Stories & Reflections
Paulo Coelho
Los hombres que había conocido desde su llegada a Genève hacían de todo para parecer seguros de sí mismos, como si gobernasen el mundo y sus propias vidas; Maria, sin embargo, veía en los ojos de cada uno de ellos el terror a la esposa, el pánico a no conseguir una erección, a no ser lo suficientemente machos ni ante una simple prostituta a quien estaban pagando.
Si fueran a una tienda y no les gustase el calzado, serían capaces de volver con el ticket en la mano y exigir el reembolso. Sin embargo, aunque también estuviesen pagando por una compañía, si no tenían una erección jamás volverían a la misma discoteca, porque creían que la historia ya se habría extendido entre todas las demás mujeres de allí, y eso era una vergüenza.
«Soy yo la que debería tener vergüenza por no ser capaz de excitar a un hombre. Pero, en realidad, son ellos los que la tienen.»
Para evitar estos dilemas, Maria procuraba dejarlos siempre a su aire, y cuando alguno de ellos parecía más borracho o más frágil de lo normal, evitaba el sexo, y se concentraba sólo en las caricias y la masturbación, lo que los dejaba muy contentos, por más absurda que fuese la situación, ya que podían masturbarse ellos solos.
Siempre era preciso evitar que se sintiesen avergonzados. Aquellos hombres, tan poderosos y arrogantes en sus trabajos, luchando sin parar con empleados, clientes, proveedores, prejuicios, secretos, falsas actitudes, hipocresía, miedo, opresión, terminaban el día en una discoteca, y no les importaba pagar trescientos cincuenta francos suizos para dejar de ser ellos mismos durante la noche.

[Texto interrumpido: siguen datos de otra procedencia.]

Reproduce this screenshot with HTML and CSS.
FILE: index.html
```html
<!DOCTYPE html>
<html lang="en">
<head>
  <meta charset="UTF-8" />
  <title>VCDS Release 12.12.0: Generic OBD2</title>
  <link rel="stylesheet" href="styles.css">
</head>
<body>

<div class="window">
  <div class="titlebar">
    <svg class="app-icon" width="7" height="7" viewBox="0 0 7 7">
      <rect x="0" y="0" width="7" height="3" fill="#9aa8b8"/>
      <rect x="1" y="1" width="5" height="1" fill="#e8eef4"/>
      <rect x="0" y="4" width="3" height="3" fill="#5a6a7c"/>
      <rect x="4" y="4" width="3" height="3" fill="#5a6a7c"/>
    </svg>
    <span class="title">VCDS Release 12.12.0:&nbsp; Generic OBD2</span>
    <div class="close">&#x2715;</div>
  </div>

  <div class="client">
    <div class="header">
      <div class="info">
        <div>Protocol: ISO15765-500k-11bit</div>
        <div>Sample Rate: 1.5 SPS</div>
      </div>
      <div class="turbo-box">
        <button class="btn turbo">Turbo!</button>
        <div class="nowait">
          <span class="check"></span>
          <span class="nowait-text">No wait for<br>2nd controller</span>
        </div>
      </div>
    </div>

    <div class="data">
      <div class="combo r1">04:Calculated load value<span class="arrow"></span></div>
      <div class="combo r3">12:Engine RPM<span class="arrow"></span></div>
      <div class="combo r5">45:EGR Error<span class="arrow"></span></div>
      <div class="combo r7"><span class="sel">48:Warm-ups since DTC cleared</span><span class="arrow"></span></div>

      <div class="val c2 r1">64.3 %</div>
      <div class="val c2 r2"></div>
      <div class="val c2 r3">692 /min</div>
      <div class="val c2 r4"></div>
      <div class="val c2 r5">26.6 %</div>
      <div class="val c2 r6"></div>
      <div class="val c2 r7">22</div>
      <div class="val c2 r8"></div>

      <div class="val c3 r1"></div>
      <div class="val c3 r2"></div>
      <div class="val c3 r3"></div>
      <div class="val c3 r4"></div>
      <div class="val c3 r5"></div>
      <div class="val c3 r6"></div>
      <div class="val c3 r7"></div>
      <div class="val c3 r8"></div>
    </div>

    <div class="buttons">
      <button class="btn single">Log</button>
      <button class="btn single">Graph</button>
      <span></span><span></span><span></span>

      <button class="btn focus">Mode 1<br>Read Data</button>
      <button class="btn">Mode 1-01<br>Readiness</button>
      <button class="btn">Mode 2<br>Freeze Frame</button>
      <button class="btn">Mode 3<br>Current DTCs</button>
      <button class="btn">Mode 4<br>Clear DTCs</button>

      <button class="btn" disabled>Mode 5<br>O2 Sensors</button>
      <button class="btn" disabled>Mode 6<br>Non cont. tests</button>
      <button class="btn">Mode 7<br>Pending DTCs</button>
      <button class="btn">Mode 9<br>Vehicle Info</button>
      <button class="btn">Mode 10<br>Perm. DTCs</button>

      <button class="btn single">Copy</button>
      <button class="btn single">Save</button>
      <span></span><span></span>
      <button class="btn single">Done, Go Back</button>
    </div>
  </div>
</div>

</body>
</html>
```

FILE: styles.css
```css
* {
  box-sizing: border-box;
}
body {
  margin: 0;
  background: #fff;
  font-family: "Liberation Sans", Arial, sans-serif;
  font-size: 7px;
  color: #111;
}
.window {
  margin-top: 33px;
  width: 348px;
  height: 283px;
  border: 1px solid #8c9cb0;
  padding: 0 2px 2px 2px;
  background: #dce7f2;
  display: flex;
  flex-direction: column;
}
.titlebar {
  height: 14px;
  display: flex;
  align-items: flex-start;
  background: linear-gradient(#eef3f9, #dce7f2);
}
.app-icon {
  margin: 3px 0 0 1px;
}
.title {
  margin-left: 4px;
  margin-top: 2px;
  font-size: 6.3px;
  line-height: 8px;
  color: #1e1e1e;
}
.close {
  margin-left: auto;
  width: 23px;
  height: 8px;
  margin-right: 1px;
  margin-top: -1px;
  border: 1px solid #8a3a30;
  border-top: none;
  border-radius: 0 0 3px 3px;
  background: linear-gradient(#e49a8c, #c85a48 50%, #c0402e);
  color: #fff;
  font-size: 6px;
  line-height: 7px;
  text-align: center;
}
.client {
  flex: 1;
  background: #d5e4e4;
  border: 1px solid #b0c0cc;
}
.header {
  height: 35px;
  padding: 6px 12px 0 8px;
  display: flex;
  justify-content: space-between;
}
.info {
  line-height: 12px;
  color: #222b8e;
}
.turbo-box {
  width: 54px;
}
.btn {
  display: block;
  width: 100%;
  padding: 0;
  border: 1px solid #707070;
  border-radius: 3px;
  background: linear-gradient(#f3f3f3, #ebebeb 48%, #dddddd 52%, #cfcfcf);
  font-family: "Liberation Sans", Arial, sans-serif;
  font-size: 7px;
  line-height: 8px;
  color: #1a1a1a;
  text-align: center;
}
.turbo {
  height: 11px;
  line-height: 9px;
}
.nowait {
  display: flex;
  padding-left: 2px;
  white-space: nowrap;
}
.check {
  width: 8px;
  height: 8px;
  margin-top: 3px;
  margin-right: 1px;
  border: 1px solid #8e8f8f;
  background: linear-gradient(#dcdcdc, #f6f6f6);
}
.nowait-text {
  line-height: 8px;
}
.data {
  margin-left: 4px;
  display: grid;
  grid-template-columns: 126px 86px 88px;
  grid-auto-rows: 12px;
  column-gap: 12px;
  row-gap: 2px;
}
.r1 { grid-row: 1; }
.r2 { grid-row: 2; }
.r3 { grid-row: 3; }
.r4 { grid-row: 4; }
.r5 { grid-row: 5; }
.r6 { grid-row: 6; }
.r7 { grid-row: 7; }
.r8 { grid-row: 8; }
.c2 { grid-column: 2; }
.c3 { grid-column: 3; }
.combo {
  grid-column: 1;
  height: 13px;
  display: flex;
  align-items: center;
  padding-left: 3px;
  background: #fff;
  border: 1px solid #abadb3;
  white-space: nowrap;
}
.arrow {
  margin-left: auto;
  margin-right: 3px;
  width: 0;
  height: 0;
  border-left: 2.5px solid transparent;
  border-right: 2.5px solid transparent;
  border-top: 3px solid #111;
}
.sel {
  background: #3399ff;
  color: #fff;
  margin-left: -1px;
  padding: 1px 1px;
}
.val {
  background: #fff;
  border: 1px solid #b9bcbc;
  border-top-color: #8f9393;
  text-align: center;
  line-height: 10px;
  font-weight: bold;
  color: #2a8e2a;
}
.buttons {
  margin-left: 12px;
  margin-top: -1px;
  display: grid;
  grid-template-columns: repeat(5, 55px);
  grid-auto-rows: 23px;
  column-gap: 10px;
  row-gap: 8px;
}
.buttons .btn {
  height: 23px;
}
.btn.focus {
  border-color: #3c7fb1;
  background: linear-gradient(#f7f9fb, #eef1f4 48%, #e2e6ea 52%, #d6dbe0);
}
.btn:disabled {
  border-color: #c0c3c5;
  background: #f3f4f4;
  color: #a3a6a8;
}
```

«¿Durante la noche? Maria, estás exagerando. En realidad, son cuarenta y cinco minutos y, aun así, si descontamos el tiempo de quitarse la ropa, ensayar alguna falsa caricia, hablar de algo trivial, vestirse, reduciremos este tiempo a once minutos de sexo propiamente dicho.»

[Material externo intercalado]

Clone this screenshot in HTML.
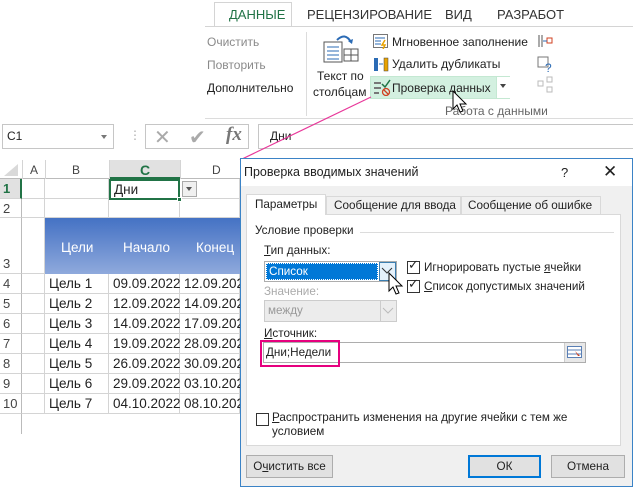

Once minutos. El mundo giraba en torno a algo que duraba solamente once minutos.
Y por esos once minutos en un día de veinticuatro horas (considerando que todos hiciesen el amor con sus esposas todos los días, lo que era un verdadero absurdo y una gran mentira), ellos se casaban, sustentaban a la familia, aguantaban el llanto de los niños, se deshacían en explicaciones cuando llegaban tarde a casa, veían a decenas, centenas de mujeres con las que les gustaría pasear por el lago de Genève, compraban ropa cara para ellos, ropa aún más cara para ellas, pagaban a prostitutas para compensar lo que echaban en falta, sustentaban una gigantesca industria de cosméticos, dietas, gimnasia, pornografía, poder, y cuando quedaban con otros hombres, al contrario
de lo que decía la leyenda, jamás hablaban de mujeres. Charlaban sobre trabajo, dinero y deporte.
Algo iba muy mal en la civilización; y ese algo no era la deforestación amazónica, ni la capa de ozono, ni la muerte de los pandas, ni el tabaco, ni los alimentos cancerígenos, ni la situación de las cárceles, como gritaban los periódicos.
Era exactamente aquello en lo que ella trabajaba: el sexo.